The new vision is to have a security fence with gates, so the area can be closed off for a private event, making the experience much better. The view shed would also change slightly, so that the backdrop of the garden is no longer a parking lot.
That, however, is for a future date, Smith added, and won’t unfold until that part of the plan is funded.
Right now, the garden that has funding is the EAT garden. When it’s completed, it will be a space where vegetables get the ultimate stress test — growing in Cheyenne, Wyoming.
Cheyenne was once ground zero for such tests when it had a field research station decades ago. Cowboy horticulturists traveled the world in search of the best plant varieties for Wyoming and the West. These were often tested at Cheyenne, which was considered the “acid” test for plants that would grow in the West, because growing conditions are so challenging.
Any plant that survived Cheyenne would likely grow from Montana in the north to Amarillo in the south.
That handiwork can still be spotted in seed catalogs to this day, andSmith is excited to continue that tradition in a new garden space.
“People come here looking for answers to questions,” he said. “We live in a very difficult climate, so being able to trial and showcase new varieties of vegetables that people can be successful with will be great.”
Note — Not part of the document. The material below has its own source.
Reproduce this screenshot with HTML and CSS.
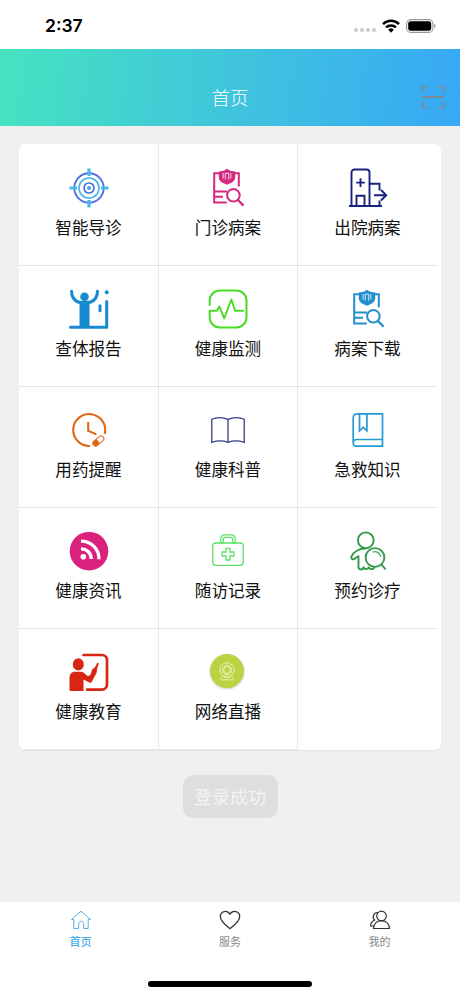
FILE: index.html
```html
<!DOCTYPE html>
<html lang="zh-CN">
<head>
<meta charset="utf-8">
<title>首页</title>
<link rel="stylesheet" href="styles.css">
</head>
<body>
<svg class="defs" aria-hidden="true">
  <symbol id="record" viewBox="0 0 40 40">
    <g fill="none" stroke="currentColor" stroke-width="2">
      <path d="M11.500 5.200H6.200v29.200h12.500M27 5.200h3.800v13.300M6.200 23.400h13M7 28.800h8"/>
      <circle cx="25.400" cy="27.300" r="6.300"/>
      <path d="M30 32l5.500 5.600" stroke-width="2.300"/>
    </g>
    <path d="M19 .8l3.200 1.900 5 .7v6.200c0 3.200-3.400 5.500-8.200 7.200-4.800-1.700-8.200-4-8.200-7.200V3.400l5-.7z" fill="currentColor"/>
    <path d="M15.200 5v5.500M17.300 11.500V5.200h3.400v6.300M22.800 5v5.500" fill="none" stroke="#fff" stroke-width=".8"/>
  </symbol>
</svg>
<header class="status">
  <span class="time">2:37</span>
  <span class="signals">
    <span class="dots"><i></i><i></i><i></i><i></i></span>
    <svg class="wifi" viewBox="0 0 18 14"><g fill="none" stroke="#000" stroke-width="2.500"><path d="M1 5.100a11.500 11.500 0 0 1 16 0"/><path d="M4 8.400a7.200 7.200 0 0 1 10 0"/></g><path d="M6.200 10.700a4 4 0 0 1 5.600 0L9 13.700z"/></svg>
    <svg class="battery" viewBox="0 0 30 14"><rect x=".6" y=".6" width="26.300" height="12.800" rx="4" fill="none" stroke="#999" stroke-width="1.100"/><rect x="2.200" y="2.200" width="23" height="9.600" rx="2.400"/><path d="M28.200 4.800c1.700.6 1.700 3.800 0 4.400z" fill="#999"/></svg>
  </span>
</header>
<div class="titlebar">
  <h1>首页</h1>
  <svg class="scan" viewBox="0 0 24 24" fill="none" stroke="#7c8b98" stroke-width="1.700"><path d="M1.500 7.500v-6h6M16.500 1.500h6v6M22.500 16.500v6h-6M7.500 22.500h-6v-6"/><path d="M1 12h22" stroke-width="2"/></svg>
</div>
<main>
  <section class="card">
    <a class="cell"><svg viewBox="0 0 40 40" fill="none"><circle cx="20" cy="20" r="14.700" stroke="#4d70e4" stroke-width="1.900"/><circle cx="20" cy="20" r="10" stroke="#48b4ea" stroke-width="1.600"/><circle cx="20" cy="20" r="5" stroke="#4472d8" stroke-width="1.700"/><circle cx="20" cy="20" r="2" fill="#44a9e8"/><path d="M20 .5v7.500M20 32v7.500M.5 20H8M32 20h7.500" stroke="#4ab9ec" stroke-width="3.200"/></svg><span>智能导诊</span></a>
    <a class="cell"><svg class="pink"><use href="#record"/></svg><span>门诊病案</span></a>
    <a class="cell"><svg viewBox="0 0 40 40" fill="none" stroke="#17227f" stroke-width="1.900"><path d="M3.500 38V4.500a3 3 0 0 1 3-3h12a3 3 0 0 1 3 3V38M21.500 15.800h10v6.700M31.500 32.500V38M1 38h33M8.500 38V27.800h8V38M12.500 10.300v8.600M8.200 14.600h8.600"/><path d="M26 27.200h12M33 22l5.200 5.200-5.200 5.300"/></svg><span>出院病案</span></a>

    <a class="cell"><svg viewBox="0 0 40 40" fill="none" stroke="#168bcf"><circle cx="15.500" cy="7.800" r="4.300" fill="#168bcf" stroke="none"/><path d="M2.500 2.200c0 5.300 3 10.400 8.500 11.200h9c5.500-.8 8.500-5.900 8.500-11.200" stroke-width="3.100" stroke-linecap="round"/><path d="M10.500 12h10v26h-10z" fill="#168bcf" stroke="none"/><path d="M1.500 38.200h36.200V12.500" stroke-width="3" stroke-linecap="round" stroke-linejoin="round"/><path d="M31 16.700v5" stroke-width="3" stroke-linecap="round"/><circle cx="37.700" cy="3.200" r="2" fill="#168bcf" stroke="none"/></svg><span>查体报告</span></a>
    <a class="cell"><svg viewBox="0 0 40 40" fill="none" stroke="#49db25" stroke-width="2" stroke-linecap="round" stroke-linejoin="round"><path d="M1.700 16v-4.500a10 10 0 0 1 10-10h16.800a10 10 0 0 1 10 10v17a10 10 0 0 1-10 10H11.700a10 10 0 0 1-10-10v-6.700h7l2.700-4.300 4.800 12 7.200-19 3.700 11.300h8"/></svg><span>健康监测</span></a>
    <a class="cell"><svg class="blue"><use href="#record"/></svg><span>病案下载</span></a>

    <a class="cell"><svg viewBox="0 0 40 40" fill="none" stroke="#df6815" stroke-width="2.100"><path d="M21 36A16 16 0 1 1 35.700 24M19.200 12v8.700l8.200 3.700"/><g transform="rotate(-40 29 31)"><rect x="23" y="28.400" width="12.600" height="5.600" rx="2.800" fill="#fff" stroke-width="1"/><path d="M29 28.400h-3.200a2.800 2.800 0 0 0 0 5.600H29z" fill="#df6815" stroke="none"/></g></svg><span>用药提醒</span></a>
    <a class="cell"><svg viewBox="0 0 40 40" fill="none" stroke="#363d8c" stroke-width="1.300"><path d="M20 9.300C15 7 8 7 3.800 9.300v23c4.500-1.500 11.500-1.800 16.200 0 4.700-1.800 11.700-1.500 16.200 0v-23C32 7 25 7 20 9.300zv23"/></svg><span>健康科普</span></a>
    <a class="cell"><svg viewBox="0 0 40 40" fill="none" stroke="#2499d2" stroke-width="1.700"><path d="M34.500 3.800H9.200a4 4 0 0 0-4 4v25.400a3 3 0 0 0 3 3h26.300zM34.500 29.500H8.500a3.300 3.300 0 0 0-3.300 3.300M11.500 4v16.800l3.700-3.500 3.700 3.500V4"/></svg><span>急救知识</span></a>

    <a class="cell"><svg viewBox="0 0 40 40" fill="none"><circle cx="20" cy="20.200" r="19.300" fill="#d8227d"/><circle cx="14.300" cy="25.800" r="2.800" fill="#fff"/><path d="M12 17.800c6 0 10.200 4.500 10.200 10.300M12 10.200c10.500 0 18 7.800 18 18" stroke="#fff" stroke-width="3.300"/></svg><span>健康资讯</span></a>
    <a class="cell"><svg viewBox="0 0 40 40" fill="none" stroke="#5de16a" stroke-width="1.300"><rect x="4.800" y="12" width="30.400" height="22.300" rx="3"/><path d="M12.800 11.800V8c0-2.500 1.500-4.200 4-4.200h6.400c2.500 0 4 1.700 4 4.200v3.800h-2.400V8.500c0-1.500-.8-2.200-2-2.200h-5.600c-1.200 0-2 .7-2 2.200v3.300zM18 17.300h4V21h4v4h-4v4h-4v-4h-4v-4h4z"/></svg><span>随访记录</span></a>
    <a class="cell"><svg viewBox="0 0 40 40" fill="none" stroke="#329a49" stroke-width="1.900" stroke-linecap="round" stroke-linejoin="round"><circle cx="17.800" cy="9.300" r="7.900"/><path d="M17 17.500c-6 0-11.500 3.500-13.500 7.800-1 2.700 2 4 3.700 2l3.300-2v10.800c0 3 4.500 3.400 5.200.2.600 2.400 4.300 2.500 5 0 .8 2 3.700 2.500 5.500.5"/><circle cx="27" cy="26.500" r="9.400"/><path d="M33.500 33.500l3.700 4.300"/><path d="M25 21c4-1 7 1 7.500 4.500" stroke-width="1.100"/></svg><span>预约诊疗</span></a>

    <a class="cell"><svg viewBox="0 0 40 40" fill="none"><path d="M14.500 3H33a5 5 0 0 1 5 5v24.600a5 5 0 0 1-5 5H18" stroke="#d72714" stroke-width="2.700" stroke-linecap="round"/><ellipse cx="9.300" cy="12.400" rx="5.500" ry="6.200" fill="#d72714"/><path d="M.5 37.500V26.500c0-4.500 2-6.800 5.500-6.800h6.500c2 0 4.500 3 6.500 4.500l2.500-1.500 1.500-5 3.300-3 1.600-3.300c.7-1.300 2.200-.5 1.700.8l-1.400 4-.6 4.500-4.600 8.800c-.6 1.200-1.700 1.400-2.700.9l-5.800-2.800V39H2a1.500 1.500 0 0 1-1.500-1.500z" fill="#d72714"/></svg><span>健康教育</span></a>
    <a class="cell"><svg class="webcam" viewBox="0 0 40 40" fill="none" stroke="#f0f4c5" stroke-width=".9"><circle cx="19" cy="19" r="17" fill="#b9d342" stroke="none"/><circle cx="19" cy="18" r="7.200"/><circle cx="19" cy="18" r="4.700"/><circle cx="19" cy="18" r="3.300"/><path d="M14.500 23.800c-4 3.400-1.500 4 0 4h9c1.500 0 4-.6 0-4-3 2-6 2-9 0z"/></svg><span>网络直播</span></a>
  </section>
  <div class="toast">登录成功</div>
</main>
<nav class="tabs">
  <a class="tab active"><svg viewBox="0 0 22 20" fill="none" stroke="#58b0e2" stroke-width="1"><path d="M3.800 9.500H1.500L11 1.200l9.500 8.300h-2.300v9h-4.500v-5c0-3-5-3-5 0v5H3.800z" stroke-linejoin="round"/></svg><span>首页</span></a>
  <a class="tab"><svg viewBox="0 0 22 20" fill="none" stroke="#333" stroke-width="1.300"><path d="M11 18.700C7 15.500 1.300 11.500 1.300 6.500c0-5.500 7-7 9.700-2.200 2.700-4.800 9.700-3.300 9.700 2.200 0 5-5.700 9-9.700 12.200z" stroke-linejoin="round"/></svg><span>服务</span></a>
  <a class="tab"><svg viewBox="0 0 22 20" fill="none" stroke="#333" stroke-width="1.200"><circle cx="12.500" cy="6" r="4.800"/><path d="M4.500 18.500c0-10.500 16-10.500 16 0zM8.800 2.800C5 2 2.500 7.200 5.600 10c-2.900 1.300-4 3.700-4 6h3.200"/></svg><span>我的</span></a>
</nav>
<footer class="home"><i></i></footer>
</body>
</html>
```
FILE: styles.css
```css
* { box-sizing: border-box; }
body {
  margin: 0;
  width: 460px;
  height: 996px;
  display: flex;
  flex-direction: column;
  background: #fff;
  color: #111;
  font-family: "Noto Sans CJK SC", sans-serif;
  overflow: hidden;
}
.defs { position: absolute; width: 0; height: 0; }
.status {
  height: 49px;
  flex: none;
  display: flex;
  justify-content: space-between;
  align-items: center;
  padding: 2px 24px 0 45px;
}
.time { font: 600 17.5px/22px Inter, sans-serif; color: #000; }
.signals { display: flex; align-items: center; }
.dots { display: flex; gap: 1.7px; margin: 9px 6.5px 0 0; }
.dots i { width: 4px; height: 4px; border-radius: 50%; background: #ccc; }
.wifi { width: 18px; height: 14px; margin-right: 6px; }
.battery { width: 30px; height: 14px; }
.titlebar {
  height: 77px;
  flex: none;
  display: grid;
  grid-template-columns: 1fr auto 1fr;
  align-items: center;
  padding: 19px 15px 0;
  background: linear-gradient(98deg, #46e3c0 0%, #40c7da 46%, #37a8f6 100%);
}
h1 {
  grid-column: 2;
  margin: 0;
  color: #fff;
  font-size: 18.5px;
  font-weight: 300;
  line-height: 26px;
}
.scan { justify-self: end; width: 24px; height: 24px; }
main {
  flex: none;
  height: 776px;
  padding: 18px 19px 0;
  background: #f0f0f0;
  display: flex;
  flex-direction: column;
}
.card {
  width: 422px;
  height: 606px;
  display: grid;
  grid-template-columns: repeat(3, 139.5px);
  grid-template-rows: 122px repeat(4, 121px);
  background: #fff;
  border-radius: 6px;
  box-shadow: 0 1px 1px #e5e5e5;
  overflow: hidden;
}
.cell {
  border-right: 1px solid #e9e9e9;
  border-bottom: 1px solid #e5e5e5;
  display: flex;
  flex-direction: column;
  align-items: center;
  justify-content: flex-end;
  padding: 0 0 25px .5px;
}
.cell:nth-child(3n) { border-right-color: transparent; }
.cell svg { width: 40px; height: 40px; flex: none; }
.cell span { margin-top: 7px; font-size: 16.6px; line-height: 25px; white-space: nowrap; }
.pink { color: #d32980; }
.blue { color: #208fcb; }
.webcam { filter: drop-shadow(0 1px 1px #ccc); }
.toast {
  align-self: center;
  margin-top: 25px;
  width: 95px;
  height: 43px;
  border-radius: 10px;
  background: #dedede;
  color: #f3f3f3;
  font-size: 18px;
  line-height: 43px;
  text-align: center;
}
.tabs {
  height: 60px;
  flex: none;
  display: grid;
  grid-template-columns: repeat(3, 149.5px);
  justify-content: center;
  padding-top: 8px;
}
.tab {
  display: flex;
  flex-direction: column;
  align-items: center;
  color: #888;
  font-size: 11px;
  line-height: 15px;
}
.tab svg { width: 22px; height: 20px; margin-bottom: 4px; }
.active { color: #48aee5; font-weight: 500; }
.home { flex: 1; display: flex; justify-content: center; align-items: flex-start; padding-top: 19px; }
.home i { width: 164px; height: 6px; border-radius: 3px; background: #000; }
```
The EAT gardens, which is already 90 to 95% funded, will feature raised beds with in-ground trials to help gardeners navigate new varieties.
It will also include space for an outdoor classroom, including an outdoor kitchen.
“That way we can take that next step of ‘Okay, cool, I grew an onion and I was successful. What do I do with it how?’ It would be awesome for people to be able to pull that straight out of the garden, throw it on the grill and see, ‘Here’s how you cook that up.’”
That’s just one of the many ways the pioneering legacy started by Shane Smith almost 50 years ago continues to be carried out to this day, with all kinds of new and wonderful things ahead for Wyoming’s only year-round tropical paradise.